Süsleme: Günümüzde yapıda herhangi bir süsleme unsuruna rastlanmaz
.
Tarihlendirme: İnşa tarihi hakkında yazılı herhangi bir belge bulunmayan yapının, genel olarak I. Alâeddin Keykubad devrinde inşa edildiği yönünde bir kabul bulunmaktadır. Fakat bu görüşü doğrulayan hiçbir yazılı belgenin varlığı bilinmemektedir. Yapının Alâeddin Camii adı ile anılması ve yakınındaki minarede adı geçen sultana ait bir kitabenin bulunması, belirtilen görüşü destekler gibi görünse de bahsedilen kitabenin minareye ait olmadığı bilinmektedir. Yapının H. 774 / M. 1373 tarihinde ve sonrasında geçirdiği onarımlar, onun inşa tarihi hakkında ipucu verecek birçok detayı yok etmiştir. Dr. Leyla Yılmaz, Mübazereddin Ertokuş’un ölümünden sonra hazırlanan vakfiyesinde, onun Antalya’da inşa ettirdiği camiye dikkat çekerek, bu caminin Yivli Minare olduğunu ileri sürer. Yapının Alâeddin Camii diye tanınmasını göz önünde bulundurarak, Yivli Minare Camisi’nin I. Alâeddin Keykubad’ın saltanat yıllarında inşa edilmiş olabileceğini belirtir.

Değerlendirme: Geçirmiş olduğu onarımlarla, Anadolu Selçuklu döneminde inşa edilen yapıdan günümüze hangi mimari unsurların ulaştığı tam olarak bilinmez.
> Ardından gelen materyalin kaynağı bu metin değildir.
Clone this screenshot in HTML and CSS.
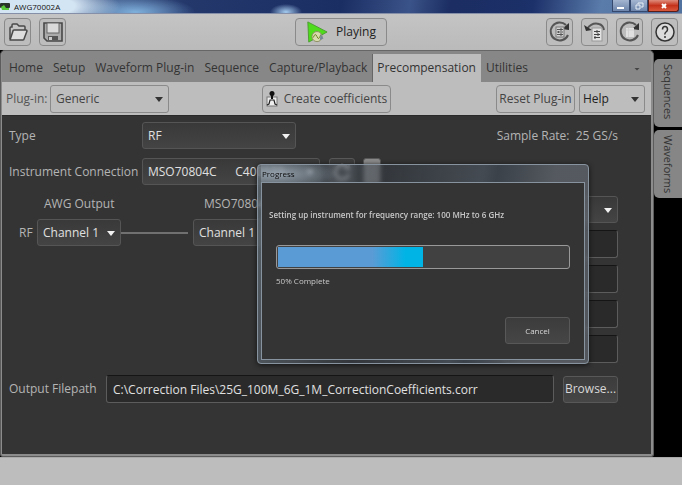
FILE: index.html
```html
<!DOCTYPE html>
<html lang="en">
<head>
<meta charset="utf-8">
<title>AWG70002A</title>
<link rel="stylesheet" href="styles.css">
</head>
<body>
<header class="titlebar">
  <svg class="app-icon" viewBox="0 0 10 9" aria-hidden="true"><rect y="1" width="10" height="5" rx="1" fill="#2a332a"/><path d="M1 5l3-2 2 3h3v2H2z" fill="#58c83a"/></svg>
  <span class="title">AWG70002A</span>
  <div class="caption">
    <button class="cap" aria-label="Minimize"><svg viewBox="0 0 10 8"><rect x="1" y="5" width="7" height="2" fill="#fff"/></svg></button>
    <button class="cap" aria-label="Restore"><svg viewBox="0 0 10 8"><path d="M4 2V1h5v4H7M2 3h4v4H2z" fill="none" stroke="#e8eef6"/></svg></button>
    <button class="cap cap-close" aria-label="Close"><svg viewBox="0 0 10 8"><path d="M3 2l4 4M7 2L3 6" stroke="#fff" stroke-width="2"/></svg></button>
  </div>
</header>

<div class="toolbar">
  <div class="tools">
    <button class="tool" aria-label="Open"><svg viewBox="0 0 24 24"><path d="M4 19V8q0-1 1-1h1V5q0-1 1-1h4l2 2h5q1 0 1 1v3" fill="#c6c6c6" stroke="#4a4a4a" stroke-width="1.5"/><path d="M4 20l3-9q0-1 1-1h12q1 0 1 1l-3 8q0 1-1 1z" fill="#dedede" stroke="#4a4a4a" stroke-width="1.5" stroke-linejoin="round"/></svg></button>
    <button class="tool" aria-label="Save"><svg viewBox="0 0 24 24"><path d="M3 3h18v18H6l-3-3z" fill="#aaa" stroke="#484848" stroke-width="1.6"/><rect x="6" y="3" width="12" height="10" fill="#dadada" stroke="#666"/><rect x="7" y="16" width="10" height="4" fill="#555"/><rect x="8" y="17" width="3" height="3" fill="#ccc"/></svg></button>
  </div>
  <button class="play"><svg viewBox="0 0 24 24"><path d="M2 1l21 11L3 23z" fill="#4fdc1c" stroke="#4a9a30"/><circle cx="12" cy="17" r="5.5" fill="#d9dcae" stroke="#8a8a60"/><path d="M8 18q2-6 4-1t4-2" fill="none" stroke="#67801a"/><path d="M16 14l3 5-4 2z" fill="#789"/></svg>Playing</button>
  <div class="tools tools-right">
    <button class="tool" aria-label="Restore setup"><svg viewBox="0 0 24 24"><path d="M18 5A9 9 0 1 0 20 15" fill="none" stroke="#555" stroke-width="2"/><path d="M14 9l7-6v7z" fill="#333"/><rect x="8" y="7" width="8" height="10" fill="#d4d4d4" stroke="#777"/><path d="M9 9.500h6M9 12h6M9 14.500h6M13 8v3M10.500 11v2M13 13v3" stroke="#555"/></svg></button>
    <button class="tool" aria-label="Last setup"><svg viewBox="0 0 24 24"><path d="M4 9Q9 2 16 4Q20 5 21 10" fill="none" stroke="#555" stroke-width="2"/><path d="M1 5l8 5-6 1z" fill="#333"/><rect x="9" y="8" width="10" height="13" fill="#e2e2e2" stroke="#999"/><path d="M11 11.500h6M11 14.500h6M11 17.500h6M14 10v3M15 13v3M12 16v3" stroke="#444"/></svg></button>
    <button class="tool" aria-label="Reset"><svg viewBox="0 0 24 24"><path d="M18 5A9 9 0 1 0 20 15" fill="none" stroke="#555" stroke-width="2"/><path d="M14 9l7-6v7z" fill="#333"/><rect x="8" y="8" width="8" height="9" fill="#e0e0e0"/><path d="M8 10h8M10.500 8v9" stroke="#d0d0d0"/></svg></button>
    <button class="tool" aria-label="Help"><svg viewBox="0 0 24 24"><circle cx="12" cy="12" r="9" fill="#dcdcdc" stroke="#333" stroke-width="1.500"/><path d="M9.500 9.500q0-3 2.500-3t2.500 3q0 1.500-1.500 2.500T12 14.500M12 16v2" fill="none" stroke="#333" stroke-width="1.500"/></svg></button>
  </div>
</div>

<div class="workspace">
  <main class="panel">
    <nav class="tabs">
      <a href="#">Home</a><a href="#">Setup</a><a href="#">Waveform Plug-in</a><a href="#">Sequence</a><a href="#">Capture/Playback</a><a href="#" class="active">Precompensation</a><a href="#">Utilities</a>
      <button class="more" aria-label="More tabs"></button>
    </nav>
    <div class="subbar">
      <label for="plugin">Plug-in:</label>
      <span class="select light plugin"><select id="plugin"><option>Generic</option></select></span>
      <button class="lbtn create"><svg viewBox="0 0 12 16"><rect x="1" y="6" width="10" height="9" fill="#eee" stroke="#777"/><circle cx="6" cy="2.500" r="2.500" fill="#111"/><path d="M6 4v4" stroke="#111" stroke-width="2"/><path d="M1 14l2-1 1-4h4l1 4 2 1" fill="none" stroke="#222" stroke-width="1.200"/></svg>Create coefficients</button>
      <button class="lbtn reset">Reset Plug-in</button>
      <span class="select light help"><select aria-label="Help"><option>Help</option></select></span>
    </div>
    <form class="content">
      <div class="row">
        <label class="lab" for="type">Type</label>
        <span class="select type"><select id="type"><option>RF</option></select></span>
        <span class="rate">Sample Rate:&nbsp; 25 GS/s</span>
      </div>
      <div class="row row-inst">
        <label class="lab" for="inst">Instrument Connection</label>
        <span class="select inst"><select id="inst"><option>MSO70804C &nbsp; &nbsp; &nbsp;C400123</option></select></span>
        <button type="button" class="dbtn refresh" aria-label="Refresh"><svg viewBox="0 0 20 20"><path d="M15 5A7 7 0 1 0 17 12" fill="none" stroke="#aaa" stroke-width="3"/><path d="M12 7l6-5v7z" fill="#aaa"/></svg></button>
        <button type="button" class="dbtn query" aria-label="Connection details"></button>
      </div>
      <div class="setup">
        <div class="channels">
          <span class="head head-awg">AWG Output</span>
          <span class="head head-mso">MSO70804C</span>
          <label class="rf" for="ch-a">RF</label>
          <span class="select"><select id="ch-a"><option>Channel 1</option></select></span>
          <span class="wire"></span>
          <span class="select"><select aria-label="MSO70804C channel"><option>Channel 1</option></select></span>
        </div>
        <div class="fields">
          <span class="select"><select aria-label="Mode"><option></option></select></span>
          <input type="text" aria-label="Start frequency">
          <input type="text" aria-label="Stop frequency">
          <input type="text" aria-label="Resolution">
          <input type="text" aria-label="Averages">
        </div>
      </div>
      <div class="row row-out">
        <label for="path">Output Filepath</label>
        <input id="path" type="text" value="C:\Correction Files\25G_100M_6G_1M_CorrectionCoefficients.corr">
        <button type="button" class="dbtn browse">Browse...</button>
      </div>
    </form>
    <section class="dialog" role="dialog" aria-labelledby="dlg">
      <h2 id="dlg">Progress</h2>
      <div class="dialog-body">
        <p class="message">Setting up instrument for frequency range: 100 MHz to 6 GHz</p>
        <div class="bar" role="progressbar" aria-valuenow="50" aria-valuemin="0" aria-valuemax="100"><div class="fill" style="width:50%"></div></div>
        <p class="percent">50% Complete</p>
        <button class="dbtn cancel">Cancel</button>
      </div>
    </section>
  </main>
  <aside class="rail"><button>Sequences</button><button>Waveforms</button></aside>
</div>
<footer class="status"></footer>
</body>
</html>
```
FILE: styles.css
```css
* { box-sizing: border-box; }
body {
  margin: 0;
  min-height: 100vh;
  display: flex;
  flex-direction: column;
  background: #bdbdbd;
  color: #333;
  font: 12px/18px "Open Sans", sans-serif;
}
button, input, select { font: inherit; color: inherit; margin: 0; }
button { white-space: nowrap; }
svg { display: block; flex: none; }

/* Window caption */
.titlebar {
  display: flex;
  align-items: center;
  height: 14px;
  border-bottom: 1px solid #8590a8;
  background:
    radial-gradient(ellipse 90px 24px at 30px 6px, #d3e4f2 50%, transparent),
    radial-gradient(ellipse 60px 16px at 135px 12px, #7fb0dc, transparent),
    radial-gradient(ellipse 16px 8px at 286px 12px, #a6cdf0, transparent),
    linear-gradient(100deg, #7394be 0, #24386c 27%, #1b2e64 50%, #3a5388 60%, #1b2d62 66%, #1c3069 78%, #5a7cab 88%, #51719f 100%);
}
.app-icon { width: 10px; height: 9px; }
.title { margin-left: 4px; font-size: 8px; line-height: 12px; color: #111; }
.caption { display: flex; margin-left: auto; align-self: flex-start; padding-right: 3px; }
.cap {
  display: flex;
  align-items: center;
  justify-content: center;
  width: 18px;
  height: 12px;
  padding: 0;
  border: 1px solid #35496e;
  border-top: 0;
  background: linear-gradient(#a3b5d0, #6d85ab);
}
.cap svg { width: 10px; height: 8px; }
.cap-close { width: 31px; background: linear-gradient(#de8d7c, #c5321c 50%, #d8583c); border-color: #5a1d18; border-radius: 0 0 3px 0; }

/* Main toolbar */
.toolbar {
  display: grid;
  grid-template-columns: 1fr auto 1fr;
  align-items: center;
  height: 36px;
  padding: 0 4px;
  background: linear-gradient(#c4c4c4, #bababa);
}
.tools { display: flex; gap: 8px; }
.tools-right { justify-content: flex-end; }
.tool, .play, .lbtn {
  display: flex;
  align-items: center;
  justify-content: center;
  height: 28px;
  padding: 0;
  border: 1px solid #8a8a8a;
  border-radius: 4px;
  background: #bdbdbd;
}
.tool { width: 27px; }
.tool svg { width: 24px; height: 24px; }
.play { width: 92px; gap: 8px; color: #222; }
.play svg { width: 22px; height: 22px; }

/* Workspace */
.workspace { flex: 1; display: flex; background: #000; }
.panel {
  position: relative;
  flex: 1;
  min-width: 0;
  display: flex;
  flex-direction: column;
  border: 1px solid #5c5c5c;
  border-top-color: #666;
  border-radius: 5px 5px 3px 3px;
  background: #8c8c8c;
  padding: 0 2px 2px 1px;
}
.tabs { display: flex; align-items: stretch; height: 31px; padding: 3px 8px 0 3px; border-radius: 4px 4px 0 0; background: #878787; }
.tabs a { display: flex; align-items: center; padding: 0 5px 0 4px; margin-right: 1px; color: #333; text-decoration: none; }
.tabs .active { margin-left: -1px; border-left: 1px solid #666; background: #bdbdbd; }
.more { margin-left: auto; width: 12px; padding: 0; border: 0; background: none; }
.more::after { content: ""; display: block; width: 6px; height: 3px; margin: 2px auto 0; background: #444; clip-path: polygon(0 0, 100% 0, 50% 100%); }
.subbar { display: flex; align-items: center; height: 33px; padding: 1px 6px 0 4px; background: #bdbdbd; }
.subbar label { width: 44px; color: #555; }
.lbtn { height: 28px; color: #444; }
.create { width: 129px; margin: 0 105px 0 auto; gap: 6px; }
.create svg { width: 12px; height: 16px; }
.reset { width: 79px; margin-right: 4px; }
.plugin { width: 119px; }
.help { width: 66px; }

/* Drop-downs */
.select { position: relative; display: block; height: 27px; }
.select select {
  appearance: none;
  display: block;
  width: 100%;
  height: 100%;
  padding: 0 18px 0 5px;
  border: 1px solid #555;
  border-radius: 3px;
  background: linear-gradient(#393939, #444);
  color: #e0e0e0;
}
.select::after {
  content: "";
  position: absolute;
  right: 6px;
  top: 12px;
  width: 8px;
  height: 5px;
  background: #f2f2f2;
  clip-path: polygon(0 0, 100% 0, 50% 100%);
  pointer-events: none;
}
.light.select { height: 28px; }
.light select { border-color: #8a8a8a; background: #bdbdbd; color: #444; }
.light::after { background: #333; }
.help select { padding-left: 3px; color: #222; }

/* Form */
.content { flex: 1; padding: 6px 33px 0 7px; background: #343434; color: #b4b4b4; border-top: 1px solid #2a2a2a; }
.row { display: flex; align-items: center; }
.lab { width: 133px; white-space: nowrap; }
.type { width: 154px; }
.rate { margin-left: auto; }
.row-inst { margin-top: 9px; }
.inst { width: 178px; margin-right: 9px; }
.dbtn {
  display: flex;
  align-items: center;
  justify-content: center;
  height: 27px;
  padding: 0;
  border: 1px solid #585858;
  border-radius: 3px;
  background: linear-gradient(#3c3c3c, #464646);
  color: #d8d8d8;
}
.refresh { width: 26px; margin-right: 8px; }
.refresh svg { width: 20px; height: 20px; }
.query { width: 18px; background: #8b8b8b; }
.setup { display: flex; justify-content: space-between; margin-top: 11px; }
.channels { display: grid; grid-template-columns: 28px 84px 72px 84px; align-content: start; row-gap: 7px; align-items: center; }
.head { line-height: 16px; }
.head-awg { grid-column: 2 / 4; padding-left: 7px; }
.head-mso { padding-left: 11px; }
.rf { padding-left: 10px; }
.wire { height: 2px; margin-right: 5px; background: #707070; }
.fields { display: grid; row-gap: 7px; width: 114px; }
.content input {
  height: 28px;
  min-width: 0;
  padding: 0 6px;
  border: 1px solid #5c5c5c;
  border-top-color: #151515;
  border-radius: 3px;
  background: #2a2a2a;
  color: #e0e0e0;
}
.row-out { margin-top: 12px; }
.row-out label { width: 97px; white-space: nowrap; }
.row-out input { flex: 1; }
.browse { width: 55px; margin-left: 9px; }

/* Progress window */
.dialog {
  position: absolute;
  left: 256px;
  top: 113px;
  width: 332px;
  padding: 0 3px 3px;
  border: 1px solid #8794a0;
  border-radius: 4px;
  background: linear-gradient(100deg, rgba(110, 124, 136, .6), rgba(52, 60, 70, .5) 35%, rgba(80, 90, 102, .6) 62%, rgba(62, 72, 82, .7) 66%, rgba(100, 105, 115, .7) 82%);
  backdrop-filter: blur(2px);
  box-shadow: 0 1px 5px #111;
  font-size: 8px;
  line-height: 16px;
}
.dialog h2 {
  margin: 0;
  padding-left: 1px;
  font: inherit;
  line-height: 17px;
  color: #0c0c0c;
  background: radial-gradient(ellipse 60px 14px at 16px 9px, rgba(160, 174, 186, .8), transparent);
}
.dialog-body { height: 178px; padding: 24px 14px 0 7px; border: 1px solid #8794a0; background: #343434; color: #c8c8c8; }
.dialog p { margin: 0; }
.message { font-weight: 600; }
.bar { height: 24px; margin: 22px 0 0 7px; padding: 1px; border: 1px solid #999; border-radius: 3px; background: #414141; }
.fill { height: 100%; background: linear-gradient(90deg, #5b9bd5 65%, #00b4e6 88%); }
.dialog .percent { margin: 4px 0 0 7px; }
.cancel { width: 65px; margin: 28px 0 0 auto; }

/* Side rail */
.rail { width: 28px; display: flex; flex-direction: column; gap: 3px; padding-top: 9px; }
.rail button {
  writing-mode: vertical-rl;
  width: 28px;
  height: 68px;
  padding: 5px 0 0;
  border: 0;
  border-radius: 5px 0 0 5px;
  background: #868686;
  color: #333;
  font-size: 11px;
  text-align: start;
}
.status { height: 28px; border-top: 1px solid #aaa; background: #bdbdbd; }
```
Caminin yanı başındaki minare ile olan ilişkisi de tam olarak açığa çıkmamıştır. Öncelikle minare ve cami arasındaki ilişkinin tespit edilmesi için arkeolojik yapılara ihtiyaç duyulmaktadır. Günümüzdeki cami beylikler devrine ait bir eser olsa da, onun öncesinde Anadolu Selçuklu dönemine ait şehrin ilk ulu camisinin burada bulunduğu bilinmektedir. Diğer taraftan yapının kiliseden dönme bir yapı olduğu bazı araştırmacılar tarafından ifade edilse de bu durum kesinlik kazanamamıştır.

Kaynakça: DURUKAN, Aynur; “Alâeddin Keykubad Döneminde Antalya”, Antalya 2. Selçuklu Eserleri Semineri, Antalya, 1988, s.26-51.
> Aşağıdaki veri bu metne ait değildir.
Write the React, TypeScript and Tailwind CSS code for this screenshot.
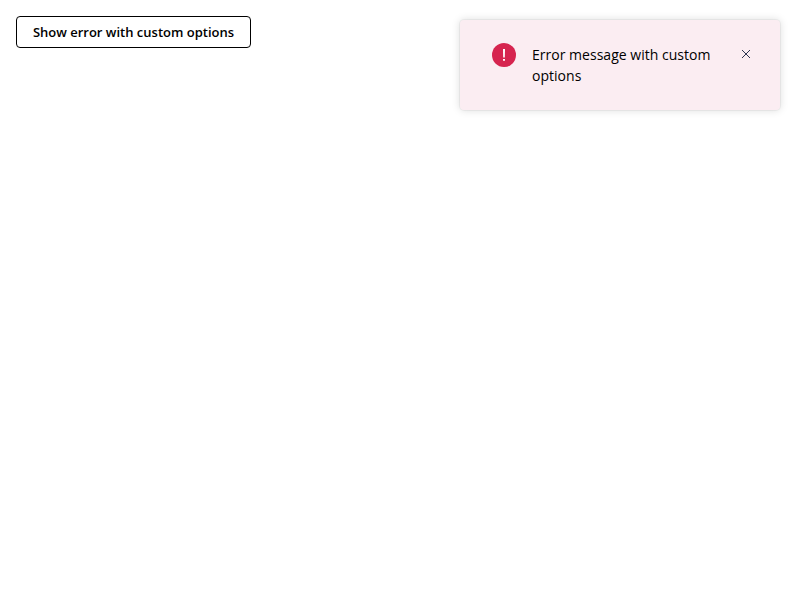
export default function App() {
  return (
    <div className="flex min-h-screen items-start justify-between bg-white font-['Open_Sans',sans-serif] text-black antialiased">
      <button className="mt-4 ml-4 h-8 w-[235px] rounded border border-black bg-white text-[13px] leading-5 font-semibold whitespace-nowrap">
        Show error with custom options
      </button>
      <div
        role="alert"
        className="mt-5 mr-5 flex h-[90px] w-80 items-start rounded bg-[#fbedf2] pt-[22px] pr-[26px] pl-8 shadow-[0_0_0_1px_rgba(0,0,0,0.04),0_0_8px_rgba(0,0,0,0.15)]"
      >
        <svg className="mt-px size-6 shrink-0" viewBox="0 0 24 24">
          <circle cx="12" cy="12" r="12" fill="#d6244f" />
          <path d="M11 6h2l-.2 8.4h-1.6z" fill="#fff" />
          <path d="M11 16h2v1.8h-2z" fill="#fff" />
        </svg>
        <p className="ml-4 w-[184px] pt-0.5 text-sm leading-[21px] tracking-[0.02px]">
          Error message with custom options
        </p>
        <button aria-label="Close" className="mt-1 ml-auto size-4">
          <svg className="size-4" viewBox="0 0 16 16" fill="none" stroke="#2f3650" strokeWidth="1">
            <path d="M4 4l8 8M12 4l-8 8" />
          </svg>
        </button>
      </div>
    </div>
  );
}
ERTEN, S.Fikri; Antalya Vilayeti Tarihi, İstanbul, 1940.
KIRMIZI, Mete; “Yivli Minare ve Külliyesi”, Antalya 1. Selçuklu Eserleri Semineri 22-23 Mayıs 1986, Antalya Valiliği, Antalya, 1986, s. 37-47.
YILMAZ, Leyla; Antalya (16.Yüzyılın Sonuna Kadar), Ankara, 2002.
TURAN, Osman; “Mübazereddin Er-Tokuş ve Vakfiyesi” Belleten, C. XI, S. 43, Ankara, 1947, s. 415-429.